Strategic and political implications
This contract also lands in a political moment when European governments are trying to translate broad commitments—higher defence spending targets, rapid readiness improvements, and industrial scaling—into visible deliverables. Space-based reconnaissance is well suited to that role because it is simultaneously strategic, operational, and industrial. It supports deterrence messaging, improves day-to-day readiness, and creates tangible production and technology work within Europe.
At the same time, these programmes sharpen long-running questions about sovereignty and interoperability. “Exclusive access” models can help ensure national control over tasking and prioritisation, but they also have to fit into NATO’s broader intelligence-sharing frameworks, deconfliction practices, and coalition operations.

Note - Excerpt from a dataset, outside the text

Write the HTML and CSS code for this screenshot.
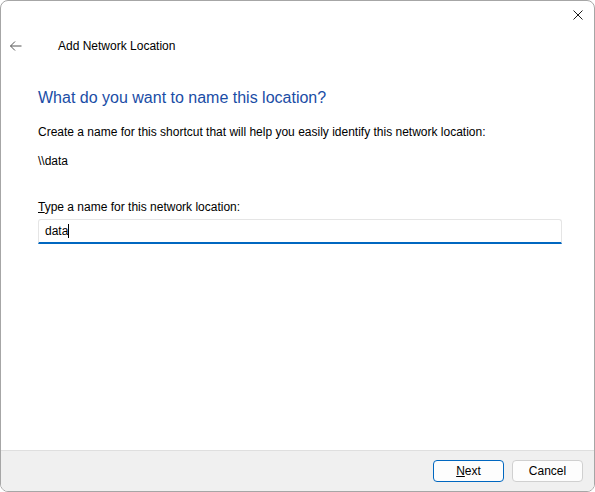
FILE: index.html
```html
<!DOCTYPE html>
<html>
<head>
<meta charset="utf-8">
<link rel="stylesheet" href="styles.css">
</head>
<body>
<div class="window">
  <div class="titlebar">
    <svg class="close" width="10" height="10" viewBox="0 0 10 10"><path d="M0.5 0.5 L9.5 9.5 M9.5 0.5 L0.5 9.5" stroke="#1a1a1a" stroke-width="1" fill="none"/></svg>
  </div>
  <div class="header">
    <svg class="back" width="12" height="10" viewBox="0 0 12 10"><path d="M0.5 5 H11.5 M5 0.5 L0.5 5 L5 9.5" stroke="#555" stroke-width="1" fill="none"/></svg>
    <span class="wtitle">Add Network Location</span>
  </div>
  <div class="content">
    <h1 class="instr">What do you want to name this location?</h1>
    <p class="text">Create a name for this shortcut that will help you easily identify this network location:</p>
    <p class="text path">\\data</p>
    <label class="label"><u>T</u>ype a name for this network location:</label>
    <div class="input"><span class="val">data</span><span class="caret"></span></div>
  </div>
  <div class="footer">
    <button class="btn primary"><u>N</u>ext</button>
    <button class="btn">Cancel</button>
  </div>
</div>
</body>
</html>
```
FILE: styles.css
```css
html, body { margin: 0; padding: 0; background: #fff; }
body { font-family: "Liberation Sans", Arial, sans-serif; font-size: 12px; color: #000; }
.window {
  width: 595px; height: 492px; box-sizing: border-box;
  border: 1px solid #a6a6a6; border-radius: 8px; overflow: hidden;
  display: flex; flex-direction: column; background: #fff;
}
.titlebar { height: 30px; display: flex; justify-content: flex-end; align-items: center; padding-right: 11px; }
.close { display: block; margin-top: -2px; }
.header { height: 30px; display: flex; align-items: center; }
.back { margin-left: 9px; margin-right: 36px; }
.wtitle { font-size: 12px; color: #000; }
.content { flex: 1; padding: 0 32px 0 37px; }
.instr { margin: 26px 0 0 0; font-size: 16px; font-weight: normal; color: #1a4da6; line-height: 22px; }
.text { margin: 15px 0 0 0; line-height: 16px; }
.path { margin-top: 13px; }
.label { display: block; margin-top: 30px; line-height: 16px; }
.input {
  margin-top: 4px; height: 25px; box-sizing: border-box;
  border: 1px solid #e5e5e5; border-bottom: 2px solid #0067c0; border-radius: 3px 3px 0 0;
  display: flex; align-items: center; padding-left: 6px;
}
.caret { display: inline-block; width: 1px; height: 14px; background: #000; }
.footer {
  height: 41px; box-sizing: border-box; border-top: 1px solid #dfdfdf; background: #f0f0f0;
  display: flex; justify-content: flex-end; align-items: center; gap: 8px; padding-right: 11px;
}
.btn {
  width: 71px; height: 22px; box-sizing: border-box; font-family: inherit; font-size: 12px;
  background: #fdfdfd; border: 1px solid #d0d0d0; border-radius: 4px; color: #000; padding: 0;
}
.btn.primary { border-color: #0067c0; }
```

If Europe’s next decade brings more national and semi-national constellations, the decisive differentiator will not be who owns satellites, but who can fuse data fastest and turn imagery into actionable intelligence under pressure.
What to watch next
The next chapter will be defined by execution: how quickly the constellation and service stack scale, how seamlessly imagery integrates with German command-and-control and targeting processes, and how Europe’s emerging space-intelligence market evolves as competitors respond with rival constellations and analytics pipelines. The industrial element—satellite production in Germany—will be particularly important, because it represents a shift from buying capability to building it.
For ICEYE, the deal is a major reputational and commercial milestone: it signals that a European SAR provider can serve as a backbone supplier for top-tier armed forces at strategic scale. For Rheinmetall, it is another step in becoming a broader-domain defence integrator—one that is as comfortable selling “data and effects” as it is selling platforms.
And for Central and Eastern Europe—including Poland—the message is clear: the region’s emphasis on autonomous reconnaissance, rapid intelligence cycles, and dual-use space infrastructure is no longer a niche security preference. It is increasingly becoming a European standard.